Выбрать главу

При их свете Арский и Скиндер увидели, что на палубе завязалась смертельная борьба между людьми и освирепевшими, возмутившимися орангутангами. Несколько трупов лежали на палубе.

Люди были застигнуты врасплох, так как защищались не огнестрельным оружием, а тем, что попало под руку. В самый разгар борьбы на палубе появился доктор Фюрст, по-видимому, только что услышавший странную сумятицу наверху.

В одно мгновение он понял все положение и, ворвавшись в середину орангутангов, испустил громовой нечленораздельный звук.

Обезьяны растерялись и, столпившись в сплошную массу, наполнили воздух странным воем не то страха, не то угрозы.

Фюрст несколько раз повторил свой непонятный для Арского и Скиндера крик. Он стоял перед возмутившимися животными грозный и неумолимый. Все время сверкавшая молния освещала его страшные, метавшие искры глаза. Ветер развевал его волосы, и ужас должен был охватить подчиненных животных при взгляде на него.

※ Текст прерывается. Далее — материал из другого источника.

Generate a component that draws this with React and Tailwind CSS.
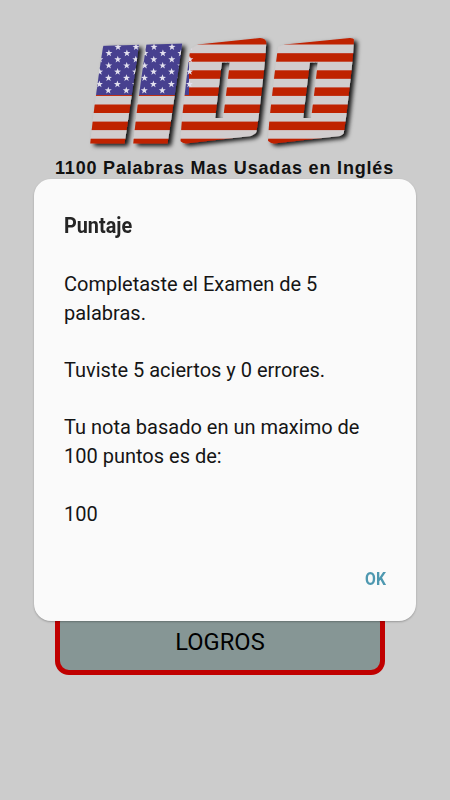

Он вызывал по одиночке своих питомцев и, схватив за морду трепетавшего зверя, смотрел ему несколько мгновений при свете молнии прямо в глаза. Животное начинало стонать от этого гипнотизирующего ужасного взора.

Тогда Фюрст передавал орангутанга стоявшим позади него помощникам, успевшим уже запастись железными наручниками. Скованных животных отводили вниз, в каюты, откуда они какими-то путями освободились.

Возмущение обезьян было усмирено безоружным доктором Фюрстом.

На следующее утро море успокоилось.

Малайцы убирали палубу, уничтожая кровавые следы ночной борьбы. Оказалось, что в свалке погиб один малаец, несколько человек были ранены. Поплатились жизнью и несколько взбунтовавшихся орангутангов.

Ночное происшествие казалось бы Арскому и Скиндеру сонным кошмаром, если бы оно не оставило после себя кровавых следов.

Малаец, по распоряжению Фюрста, был похоронен по морскому обычаю, в мешке с грузом. Тела орангутангов были брошены без всяких церемоний в море, предварительно исследованные Фюрстом. Он не нашел в их мозгу ничего интересного, способного пролить свет на внезапный порыв их ярости. По-видимому, осложнившаяся чем-то вроде временного нервного расстройства морская болезнь вызвала бессмысленное и ничем не оправданное возмущение орангутангов.

Это происшествие удивляло доктора Фюрста тем более, что его орангутанги были не первый раз на море.

Остальной путь до берегов Новой Гвинеи был благоприятен. Орангутанги смирились после памятного ночного усмирения и производили по-прежнему впечатление самых благовоспитанных животных.

Власть доктора Фюрста над ними была беспредельной, они, в сущности, были только живыми игрушками в его руках.

VIII

Охота на людей

Судно пристало к берегам Новой Гвинеи, и путешественникам было приятно снова очутиться на твердой земле.

За низменным берегом невдалеке виднелись остроконечные горы, покрытые неизменным лесом.

Оставив при судне малайца и двух орангутангов, доктор Фюрст с остальными людьми и обезьянами двинулся в глубь острова.

Путешественники некоторое время шли вдоль низменного берега, покрытого мангровыми зарослями. Доктор, оказавшийся также ученым натуралистом, обратил внимание Арского и Скиндера на мелькавшую среди зарослей замечательную рыбку Perioptalmus. Она обладала поразительной способностью довольно долго оставаться вне родной стихии; при помощи своих оригинальных плавников это удивительное создание взбиралось по корням мангровых деревьев, представляя диковинную картину рыбы, сидящей на дереве.

Вскоре путешественники очутились в характерном новогвинейском лесу. Среди многочисленных пальм, усеивавших чащу леса, часто попадались пальмы арека и вездесущая представительница тропиков — кокосовая пальма.

Встречались в изобилии мангровые и хлебные деревья, плоды которых могли очень пригодиться людям. Попадался странный, чудовищной формы Calamus draco и причудливый панданус. Скромно приютился в блестящей зелени со строгими очертаниями своих листьев Sassafras goheianum, столь ценимый во всей Океании за доставляемое им масло, представляющее благодетельное противолихорадочное средство. Лианы обвивали деревья, а кольца ротангов, свернутые и развернутые, усеяли все пространство от земли до стремящихся к свету вершин лесных исполинов.

Лес был полон щебета бесчисленных птиц. Ярко-волшебными пятнами мелькали среди зелени голуби и попугаи.